However, the author Sherman Alexie did, indeed, grow up on the Spokane reservation called Wellpinit, just like his narrator. He was born with the same medical condition that could have rendered him a brain dead vegetable at only 6-months-old. And he did, indeed, transfer to the white school 30 miles down the road (something that was unheard of in his tribe.) So Alexie welded together a collection of his experiences to create a semi-autobiographical portrait of what it's like to grow up as Native American teenager on a reservation where everyone thinks you've betrayed your culture.
Among other things, this book contains:
- secret romance novel addictions
- best friends turned enemies
- metaphorical boners
- googling "how to make a white girl fall in love with you"
- and grandmothers who wear basketball sneakers "because she's got mad skills."
What makes this "diary" so absolutely endearing to the reader is the voice of it's keeper: Arnold "Junior" Spirit. Arnold doesn't dwell or over-think things. He tells it like it is. He's fourteen.
Having already accepted his role as one of the town's most frequented punching bags, Arnold loves school. On his first day of high school, he excitedly opens his assigned geometry text book, only to find his mother's maiden name scribbled on the front page. The realization that his education program hasn't been updated in over 20 years hits him like a textbook to the face. So naturally, he chucks the book as hard as he can and breaks his teacher's nose.
And that's when Arnold becomes a "part-time Indian," because he knows the only way he has a shot at life is to attend Rearden, the all-white school that crushes his home town's basketball team every year. But nobody leaves the rez.
He then falls into a struggle between where he came from and where he wants to be. A comic drawn at the end of the chapter shows Arnold standing near a directional sign. One way leads to "rez" and "home," while the other leads to "hope" and "???."
It is very rare for a book to touch on themes such as violence, alcoholism, depression, and poverty with such a unique perspective. There's no feeling bad for Arnold Spirit. Because he is a warrior. He is the maker of his own destiny, even if he was born with a condition where there was too much water in his brain. To him, his experiences are funny. They're normal. And we are taken into a world where sisters live in basements, alcoholic fathers love their sons, fighting is a daily occurrence, and sometimes making fun of someone means that they're your best friend.

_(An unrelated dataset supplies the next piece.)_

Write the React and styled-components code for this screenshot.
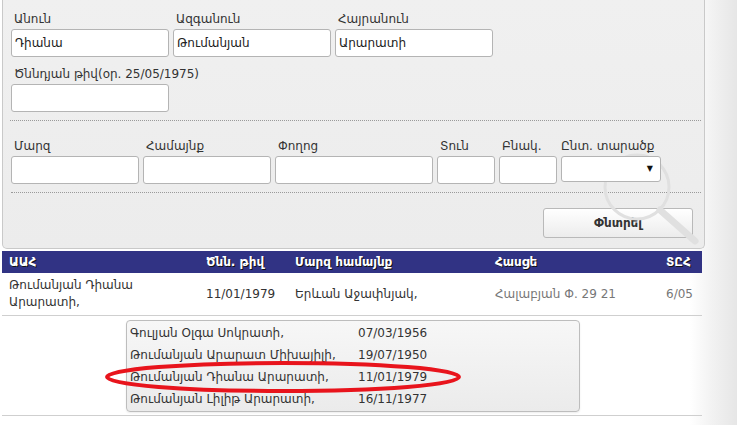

The Absolutely True Diary of a Part-Time Indian is a coming-of-age story that gives us a sense of hope, and constantly revisits the idea that you can make your life better, even if it means betraying everything you've come from. And perhaps at the end, Arnold realizes that he's not a traitor, but a keeper of culture, spreading it beyond the walls of the reservation and into the world where stereotypes are challenged and haunted lakes catch on fire.
While this is a young adult novel, I would recommend it to anyone. It's an easy read. The chapters are short. And the entire novel is littered with colorful comics (metaphorically colorful--the book is in black and white) that only add to the evolution of the narrator's perspective.
Title: The Absolutely True Diary of a Part-Time Indian
Author: Sherman Alexie
Genre: Young Adult, Fiction, Coming-of-age
Recommendation: Yes
Best Reader Audience: Teenagers, Young Adults, Anyone
Final Rating: Four and a half out of five somethings.